== Given exercise ==
Skip the pictures. Set down, word for word, the lines from the start of the material up to and including the line with "import React from 'react';".

====== Provided material ======

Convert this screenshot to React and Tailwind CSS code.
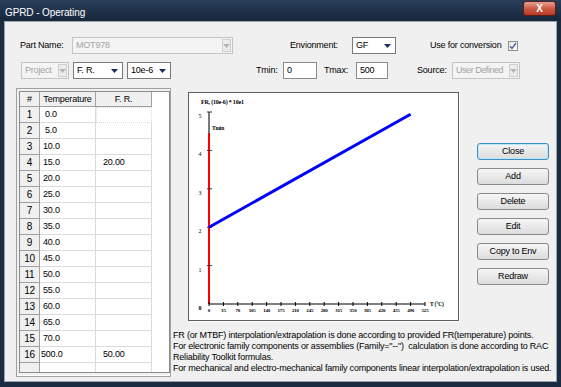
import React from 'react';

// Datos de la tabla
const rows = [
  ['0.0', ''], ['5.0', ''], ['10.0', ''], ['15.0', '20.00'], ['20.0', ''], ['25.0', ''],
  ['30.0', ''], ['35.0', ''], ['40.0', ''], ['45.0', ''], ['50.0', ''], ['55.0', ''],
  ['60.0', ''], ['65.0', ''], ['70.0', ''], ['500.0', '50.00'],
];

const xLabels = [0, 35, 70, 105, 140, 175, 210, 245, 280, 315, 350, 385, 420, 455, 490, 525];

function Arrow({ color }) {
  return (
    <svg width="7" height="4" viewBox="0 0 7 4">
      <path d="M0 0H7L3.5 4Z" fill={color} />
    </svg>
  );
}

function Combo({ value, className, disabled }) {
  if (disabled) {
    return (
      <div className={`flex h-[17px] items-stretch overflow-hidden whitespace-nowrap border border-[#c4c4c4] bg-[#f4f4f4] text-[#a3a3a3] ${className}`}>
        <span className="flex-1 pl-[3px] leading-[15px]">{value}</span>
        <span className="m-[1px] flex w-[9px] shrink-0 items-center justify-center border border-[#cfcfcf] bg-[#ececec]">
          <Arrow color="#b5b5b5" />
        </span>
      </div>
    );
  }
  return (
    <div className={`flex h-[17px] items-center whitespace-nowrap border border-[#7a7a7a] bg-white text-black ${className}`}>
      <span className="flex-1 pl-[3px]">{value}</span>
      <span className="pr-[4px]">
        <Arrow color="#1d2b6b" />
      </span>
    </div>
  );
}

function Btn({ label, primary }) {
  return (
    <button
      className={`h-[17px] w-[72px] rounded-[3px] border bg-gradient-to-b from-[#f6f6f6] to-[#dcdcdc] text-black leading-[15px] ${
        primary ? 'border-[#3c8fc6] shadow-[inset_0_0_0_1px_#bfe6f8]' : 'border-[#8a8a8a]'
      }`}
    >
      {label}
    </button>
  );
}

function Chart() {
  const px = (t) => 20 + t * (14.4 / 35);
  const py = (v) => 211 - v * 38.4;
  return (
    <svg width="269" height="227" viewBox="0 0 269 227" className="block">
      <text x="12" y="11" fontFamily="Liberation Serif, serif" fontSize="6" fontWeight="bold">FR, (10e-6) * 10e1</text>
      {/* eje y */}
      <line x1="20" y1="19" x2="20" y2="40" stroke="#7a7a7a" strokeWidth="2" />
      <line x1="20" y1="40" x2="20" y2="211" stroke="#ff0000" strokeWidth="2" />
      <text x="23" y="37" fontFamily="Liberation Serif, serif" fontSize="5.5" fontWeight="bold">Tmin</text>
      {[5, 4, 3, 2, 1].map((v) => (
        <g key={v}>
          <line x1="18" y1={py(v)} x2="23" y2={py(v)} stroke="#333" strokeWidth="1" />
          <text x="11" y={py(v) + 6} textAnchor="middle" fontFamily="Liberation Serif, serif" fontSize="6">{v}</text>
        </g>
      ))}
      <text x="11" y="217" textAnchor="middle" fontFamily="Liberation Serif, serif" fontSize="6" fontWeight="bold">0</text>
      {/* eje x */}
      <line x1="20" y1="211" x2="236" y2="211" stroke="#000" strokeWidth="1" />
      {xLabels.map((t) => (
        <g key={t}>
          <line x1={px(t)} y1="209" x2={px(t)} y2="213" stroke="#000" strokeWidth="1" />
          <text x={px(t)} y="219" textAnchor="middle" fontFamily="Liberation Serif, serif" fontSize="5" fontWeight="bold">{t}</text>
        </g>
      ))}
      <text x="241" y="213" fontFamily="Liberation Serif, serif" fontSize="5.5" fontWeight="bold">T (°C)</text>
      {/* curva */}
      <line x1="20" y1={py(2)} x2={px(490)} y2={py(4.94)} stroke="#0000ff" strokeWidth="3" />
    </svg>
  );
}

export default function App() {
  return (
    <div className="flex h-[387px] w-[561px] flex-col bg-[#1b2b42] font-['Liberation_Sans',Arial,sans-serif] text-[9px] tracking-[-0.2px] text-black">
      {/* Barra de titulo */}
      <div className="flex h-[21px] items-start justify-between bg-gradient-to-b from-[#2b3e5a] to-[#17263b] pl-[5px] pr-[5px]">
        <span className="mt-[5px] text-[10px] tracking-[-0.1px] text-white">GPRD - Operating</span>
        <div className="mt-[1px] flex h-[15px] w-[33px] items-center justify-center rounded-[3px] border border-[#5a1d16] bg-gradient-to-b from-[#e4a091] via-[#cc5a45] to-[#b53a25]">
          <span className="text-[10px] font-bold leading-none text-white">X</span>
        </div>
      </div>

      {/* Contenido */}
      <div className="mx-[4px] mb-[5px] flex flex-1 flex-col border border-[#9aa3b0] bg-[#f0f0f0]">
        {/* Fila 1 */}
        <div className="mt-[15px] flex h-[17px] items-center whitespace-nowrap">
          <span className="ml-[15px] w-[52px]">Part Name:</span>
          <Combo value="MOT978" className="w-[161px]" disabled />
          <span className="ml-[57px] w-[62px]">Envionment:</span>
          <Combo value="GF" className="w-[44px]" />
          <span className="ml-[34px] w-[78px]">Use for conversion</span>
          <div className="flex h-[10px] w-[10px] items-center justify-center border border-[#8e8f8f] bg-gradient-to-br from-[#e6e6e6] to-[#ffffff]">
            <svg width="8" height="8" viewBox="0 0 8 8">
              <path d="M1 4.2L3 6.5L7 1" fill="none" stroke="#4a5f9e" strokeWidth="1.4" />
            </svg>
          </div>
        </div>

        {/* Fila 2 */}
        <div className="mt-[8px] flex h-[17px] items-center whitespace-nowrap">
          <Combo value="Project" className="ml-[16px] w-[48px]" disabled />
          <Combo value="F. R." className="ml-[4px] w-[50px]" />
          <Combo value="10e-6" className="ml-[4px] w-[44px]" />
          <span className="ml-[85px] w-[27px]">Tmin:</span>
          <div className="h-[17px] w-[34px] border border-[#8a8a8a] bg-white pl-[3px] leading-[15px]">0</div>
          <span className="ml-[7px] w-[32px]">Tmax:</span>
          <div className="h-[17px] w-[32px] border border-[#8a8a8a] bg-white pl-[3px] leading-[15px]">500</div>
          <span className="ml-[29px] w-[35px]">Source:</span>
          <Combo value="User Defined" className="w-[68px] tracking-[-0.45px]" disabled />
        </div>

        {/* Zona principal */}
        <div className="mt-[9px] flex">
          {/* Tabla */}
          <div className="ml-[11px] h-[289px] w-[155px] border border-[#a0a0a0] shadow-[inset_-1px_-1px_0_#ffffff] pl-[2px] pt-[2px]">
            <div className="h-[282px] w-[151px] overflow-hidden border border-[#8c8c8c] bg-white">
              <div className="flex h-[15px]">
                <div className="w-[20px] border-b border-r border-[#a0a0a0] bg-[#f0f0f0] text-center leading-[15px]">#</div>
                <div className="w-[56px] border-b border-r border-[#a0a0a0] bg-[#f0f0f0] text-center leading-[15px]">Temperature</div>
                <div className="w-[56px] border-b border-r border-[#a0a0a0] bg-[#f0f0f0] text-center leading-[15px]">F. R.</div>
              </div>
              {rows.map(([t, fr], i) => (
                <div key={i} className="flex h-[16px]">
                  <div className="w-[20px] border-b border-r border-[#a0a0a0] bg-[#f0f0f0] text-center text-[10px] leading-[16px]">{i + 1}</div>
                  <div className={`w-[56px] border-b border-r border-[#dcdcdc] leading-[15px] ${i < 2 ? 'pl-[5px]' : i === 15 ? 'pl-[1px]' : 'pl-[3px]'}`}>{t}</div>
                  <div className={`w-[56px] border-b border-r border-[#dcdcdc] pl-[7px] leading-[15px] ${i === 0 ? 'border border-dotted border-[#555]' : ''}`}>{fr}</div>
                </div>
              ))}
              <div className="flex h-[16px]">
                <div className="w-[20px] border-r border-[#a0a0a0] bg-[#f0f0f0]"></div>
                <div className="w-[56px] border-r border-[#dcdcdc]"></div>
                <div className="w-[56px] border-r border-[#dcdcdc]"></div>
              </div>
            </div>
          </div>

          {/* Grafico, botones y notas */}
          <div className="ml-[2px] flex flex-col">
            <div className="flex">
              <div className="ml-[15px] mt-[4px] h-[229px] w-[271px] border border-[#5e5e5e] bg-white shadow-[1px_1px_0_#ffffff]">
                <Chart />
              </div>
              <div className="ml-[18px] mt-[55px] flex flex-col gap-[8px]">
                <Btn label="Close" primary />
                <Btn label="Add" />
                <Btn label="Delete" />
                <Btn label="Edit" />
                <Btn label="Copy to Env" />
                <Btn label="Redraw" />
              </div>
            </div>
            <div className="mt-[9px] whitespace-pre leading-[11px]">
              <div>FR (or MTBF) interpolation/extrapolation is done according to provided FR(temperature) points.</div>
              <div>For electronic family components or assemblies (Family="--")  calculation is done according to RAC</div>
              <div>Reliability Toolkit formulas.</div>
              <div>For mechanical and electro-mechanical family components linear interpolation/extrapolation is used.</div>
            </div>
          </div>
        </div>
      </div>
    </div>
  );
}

======

== Solved exercise ==
Convert this screenshot to React and Tailwind CSS code.
import React from 'react';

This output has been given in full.